## Exercise prompt
Repeat every record below exactly, omitting any pictures.
□ □ □ □ □
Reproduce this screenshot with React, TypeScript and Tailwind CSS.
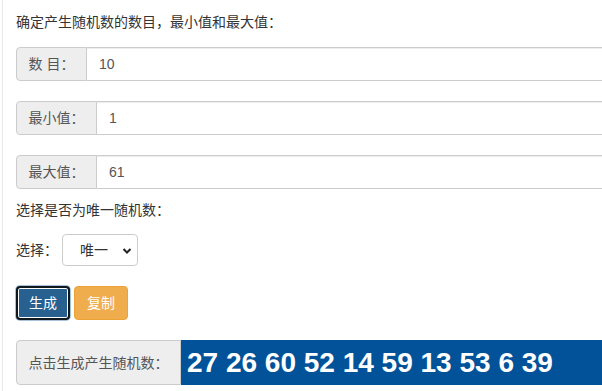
import React from 'react';

const font = { fontFamily: '"Helvetica Neue", "Liberation Sans", "Noto Sans CJK SC", sans-serif' };

const Field = ({ label, value, w }: { label: string; value: string; w: string }) => (
  <div className="flex h-[34px] w-[640px] text-[14px]">
    <span
      className={`${w} flex items-center justify-center bg-[#eeeeee] border border-[#cccccc] rounded-l-[4px] text-[#555555]`}
    >
      {label}
    </span>
    <input
      readOnly
      value={value}
      className="flex-1 border border-l-0 border-[#cccccc] pl-[12px] text-[#555555] outline-none shadow-[inset_0_1px_1px_rgba(0,0,0,0.075)]"
    />
  </div>
);

export default function App() {
  return (
    <div className="w-screen h-screen overflow-hidden bg-white" style={font}>
      <div className="ml-[2px] h-full border-l border-[#e8e8e8] pl-[13px] text-[14px] leading-[20px] text-[#333333]">
        <p className="pt-[12px]">确定产生随机数的数目，最小值和最大值：</p>
        <div className="mt-[15px] flex flex-col gap-[20px]">
          <Field label="数 目：" value="10" w="w-[71px]" />
          <Field label="最小值：" value="1" w="w-[81px]" />
          <Field label="最大值：" value="61" w="w-[81px]" />
        </div>
        <p className="mt-[11px]">选择是否为唯一随机数：</p>
        <div className="mt-[14px] flex items-center h-[32px]">
          <span>选择：</span>
          <div className="relative ml-[4px] h-[32px] w-[76px] border border-[#cccccc] rounded-[4px] flex items-center">
            <span className="pl-[17px] text-[#333333]">唯一</span>
            <svg className="absolute right-[5px] top-[12px]" width="10" height="8" viewBox="0 0 10 8">
              <path d="M1.5 2 L5 5.5 L8.5 2" stroke="#222" strokeWidth="2" fill="none" />
            </svg>
          </div>
        </div>
        <div className="mt-[20px] flex gap-[4px]">
          <button className="h-[34px] w-[54px] rounded-[4px] bg-[#286090] text-white border-2 border-[#101820] shadow-[inset_0_0_0_1px_#ffffff,0_0_0_1px_#a9c2da]">
            生成
          </button>
          <button className="h-[34px] w-[54px] rounded-[4px] bg-[#f0ad4e] text-white border border-[#eea236]">
            复制
          </button>
        </div>
        <div className="mt-[20px] flex h-[45px] w-[640px]">
          <span className="w-[165px] flex items-center justify-center bg-[#eeeeee] border border-[#cccccc] rounded-l-[4px] text-[#555555]">
            点击生成产生随机数：
          </span>
          <div
            className="flex-1 bg-[#02529a] text-white font-bold text-[28px] flex items-center pl-[6px]"
            style={{ fontFamily: '"Liberation Sans", Arial, sans-serif' }}
          >
            27 26 60 52 14 59 13 53 6 39
          </div>
        </div>
      </div>
    </div>
  );
}
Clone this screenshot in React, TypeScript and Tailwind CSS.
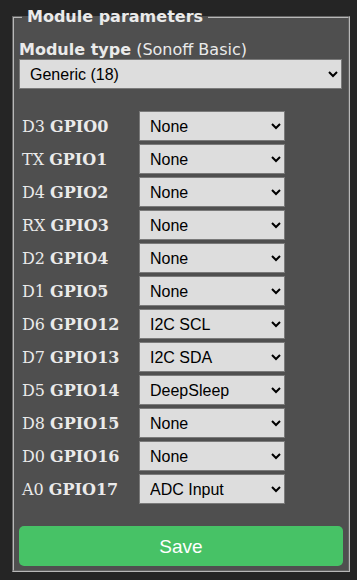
import React from 'react';

const rows = [
  { pin: 'D3', gpio: 'GPIO0', value: 'None' },
  { pin: 'TX', gpio: 'GPIO1', value: 'None' },
  { pin: 'D4', gpio: 'GPIO2', value: 'None' },
  { pin: 'RX', gpio: 'GPIO3', value: 'None' },
  { pin: 'D2', gpio: 'GPIO4', value: 'None' },
  { pin: 'D1', gpio: 'GPIO5', value: 'None' },
  { pin: 'D6', gpio: 'GPIO12', value: 'I2C SCL' },
  { pin: 'D7', gpio: 'GPIO13', value: 'I2C SDA' },
  { pin: 'D5', gpio: 'GPIO14', value: 'DeepSleep' },
  { pin: 'D8', gpio: 'GPIO15', value: 'None' },
  { pin: 'D0', gpio: 'GPIO16', value: 'None' },
  { pin: 'A0', gpio: 'GPIO17', value: 'ADC Input' },
];

const options = ['None', 'I2C SCL', 'I2C SDA', 'DeepSleep', 'ADC Input'];

export default function App() {
  return (
    <div className="w-[357px] min-h-[580px] bg-[#252525] pt-[7px] text-[#eaeaea] font-['DejaVu_Sans',Verdana,sans-serif] text-[16px] leading-[19px]">
      <fieldset className="ml-[12px] w-[338px] border-2 border-[#b8b8b8] [border-style:groove] bg-[#4f4f4f] px-[5px] pb-[4px]">
        <legend className="ml-[3px] px-[5px] font-bold leading-[20px]">Module parameters</legend>

        <div className="mt-[13px]">
          <b>Module type</b> (Sonoff Basic)
        </div>
        <select
          defaultValue="Generic (18)"
          className="block w-[323px] h-[30px] bg-[#dddddd] text-black border border-[#7a7a7a] pl-[6px] font-['Liberation_Sans',Arial,sans-serif] text-[16px]"
        >
          <option>Generic (18)</option>
          <option>Sonoff Basic (1)</option>
        </select>

        <div className="mt-[22px] flex flex-col gap-[3px]">
          {rows.map((r) => (
            <div key={r.gpio} className="flex items-center h-[30px]">
              <div className="w-[120px] pl-[3px] font-['DejaVu_Serif',serif] text-[16px]">
                {r.pin} <b>{r.gpio}</b>
              </div>
              <select
                defaultValue={r.value}
                className="w-[146px] h-[30px] bg-[#dddddd] text-black border border-[#7a7a7a] pl-[6px] font-['Liberation_Sans',Arial,sans-serif] text-[16px]"
              >
                {options.map((o) => (
                  <option key={o}>{o}</option>
                ))}
              </select>
            </div>
          ))}
        </div>

        <button className="mt-[22px] mb-[0px] w-[324px] h-[40px] rounded-[5px] bg-[#47c266] text-white font-['Liberation_Sans',Arial,sans-serif] text-[19px]">
          Save
        </button>
      </fieldset>
    </div>
  );
}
□ □ □ □ □
## Solved problem
Reproduce this screenshot with React, TypeScript and Tailwind CSS.
import React from 'react';

const font = { fontFamily: '"Helvetica Neue", "Liberation Sans", "Noto Sans CJK SC", sans-serif' };

const Field = ({ label, value, w }: { label: string; value: string; w: string }) => (
  <div className="flex h-[34px] w-[640px] text-[14px]">
    <span
      className={`${w} flex items-center justify-center bg-[#eeeeee] border border-[#cccccc] rounded-l-[4px] text-[#555555]`}
    >
      {label}
    </span>
    <input
      readOnly
      value={value}
      className="flex-1 border border-l-0 border-[#cccccc] pl-[12px] text-[#555555] outline-none shadow-[inset_0_1px_1px_rgba(0,0,0,0.075)]"
    />
  </div>
);

export default function App() {
  return (
    <div className="w-screen h-screen overflow-hidden bg-white" style={font}>
      <div className="ml-[2px] h-full border-l border-[#e8e8e8] pl-[13px] text-[14px] leading-[20px] text-[#333333]">
        <p className="pt-[12px]">确定产生随机数的数目，最小值和最大值：</p>
        <div className="mt-[15px] flex flex-col gap-[20px]">
          <Field label="数 目：" value="10" w="w-[71px]" />
          <Field label="最小值：" value="1" w="w-[81px]" />
          <Field label="最大值：" value="61" w="w-[81px]" />
        </div>
        <p className="mt-[11px]">选择是否为唯一随机数：</p>
        <div className="mt-[14px] flex items-center h-[32px]">
          <span>选择：</span>
          <div className="relative ml-[4px] h-[32px] w-[76px] border border-[#cccccc] rounded-[4px] flex items-center">
            <span className="pl-[17px] text-[#333333]">唯一</span>
            <svg className="absolute right-[5px] top-[12px]" width="10" height="8" viewBox="0 0 10 8">
              <path d="M1.5 2 L5 5.5 L8.5 2" stroke="#222" strokeWidth="2" fill="none" />
            </svg>
          </div>
        </div>
        <div className="mt-[20px] flex gap-[4px]">
          <button className="h-[34px] w-[54px] rounded-[4px] bg-[#286090] text-white border-2 border-[#101820] shadow-[inset_0_0_0_1px_#ffffff,0_0_0_1px_#a9c2da]">
            生成
          </button>
          <button className="h-[34px] w-[54px] rounded-[4px] bg-[#f0ad4e] text-white border border-[#eea236]">
            复制
          </button>
        </div>
        <div className="mt-[20px] flex h-[45px] w-[640px]">
          <span className="w-[165px] flex items-center justify-center bg-[#eeeeee] border border-[#cccccc] rounded-l-[4px] text-[#555555]">
            点击生成产生随机数：
          </span>
          <div
            className="flex-1 bg-[#02529a] text-white font-bold text-[28px] flex items-center pl-[6px]"
            style={{ fontFamily: '"Liberation Sans", Arial, sans-serif' }}
          >
            27 26 60 52 14 59 13 53 6 39
          </div>
        </div>
      </div>
    </div>
  );
}
Clone this screenshot in React, TypeScript and Tailwind CSS.
import React from 'react';

const rows = [
  { pin: 'D3', gpio: 'GPIO0', value: 'None' },
  { pin: 'TX', gpio: 'GPIO1', value: 'None' },
  { pin: 'D4', gpio: 'GPIO2', value: 'None' },
  { pin: 'RX', gpio: 'GPIO3', value: 'None' },
  { pin: 'D2', gpio: 'GPIO4', value: 'None' },
  { pin: 'D1', gpio: 'GPIO5', value: 'None' },
  { pin: 'D6', gpio: 'GPIO12', value: 'I2C SCL' },
  { pin: 'D7', gpio: 'GPIO13', value: 'I2C SDA' },
  { pin: 'D5', gpio: 'GPIO14', value: 'DeepSleep' },
  { pin: 'D8', gpio: 'GPIO15', value: 'None' },
  { pin: 'D0', gpio: 'GPIO16', value: 'None' },
  { pin: 'A0', gpio: 'GPIO17', value: 'ADC Input' },
];

const options = ['None', 'I2C SCL', 'I2C SDA', 'DeepSleep', 'ADC Input'];

export default function App() {
  return (
    <div className="w-[357px] min-h-[580px] bg-[#252525] pt-[7px] text-[#eaeaea] font-['DejaVu_Sans',Verdana,sans-serif] text-[16px] leading-[19px]">
      <fieldset className="ml-[12px] w-[338px] border-2 border-[#b8b8b8] [border-style:groove] bg-[#4f4f4f] px-[5px] pb-[4px]">
        <legend className="ml-[3px] px-[5px] font-bold leading-[20px]">Module parameters</legend>

        <div className="mt-[13px]">
          <b>Module type</b> (Sonoff Basic)
        </div>
        <select
          defaultValue="Generic (18)"
          className="block w-[323px] h-[30px] bg-[#dddddd] text-black border border-[#7a7a7a] pl-[6px] font-['Liberation_Sans',Arial,sans-serif] text-[16px]"
        >
          <option>Generic (18)</option>
          <option>Sonoff Basic (1)</option>
        </select>

        <div className="mt-[22px] flex flex-col gap-[3px]">
          {rows.map((r) => (
            <div key={r.gpio} className="flex items-center h-[30px]">
              <div className="w-[120px] pl-[3px] font-['DejaVu_Serif',serif] text-[16px]">
                {r.pin} <b>{r.gpio}</b>
              </div>
              <select
                defaultValue={r.value}
                className="w-[146px] h-[30px] bg-[#dddddd] text-black border border-[#7a7a7a] pl-[6px] font-['Liberation_Sans',Arial,sans-serif] text-[16px]"
              >
                {options.map((o) => (
                  <option key={o}>{o}</option>
                ))}
              </select>
            </div>
          ))}
        </div>

        <button className="mt-[22px] mb-[0px] w-[324px] h-[40px] rounded-[5px] bg-[#47c266] text-white font-['Liberation_Sans',Arial,sans-serif] text-[19px]">
          Save
        </button>
      </fieldset>
    </div>
  );
}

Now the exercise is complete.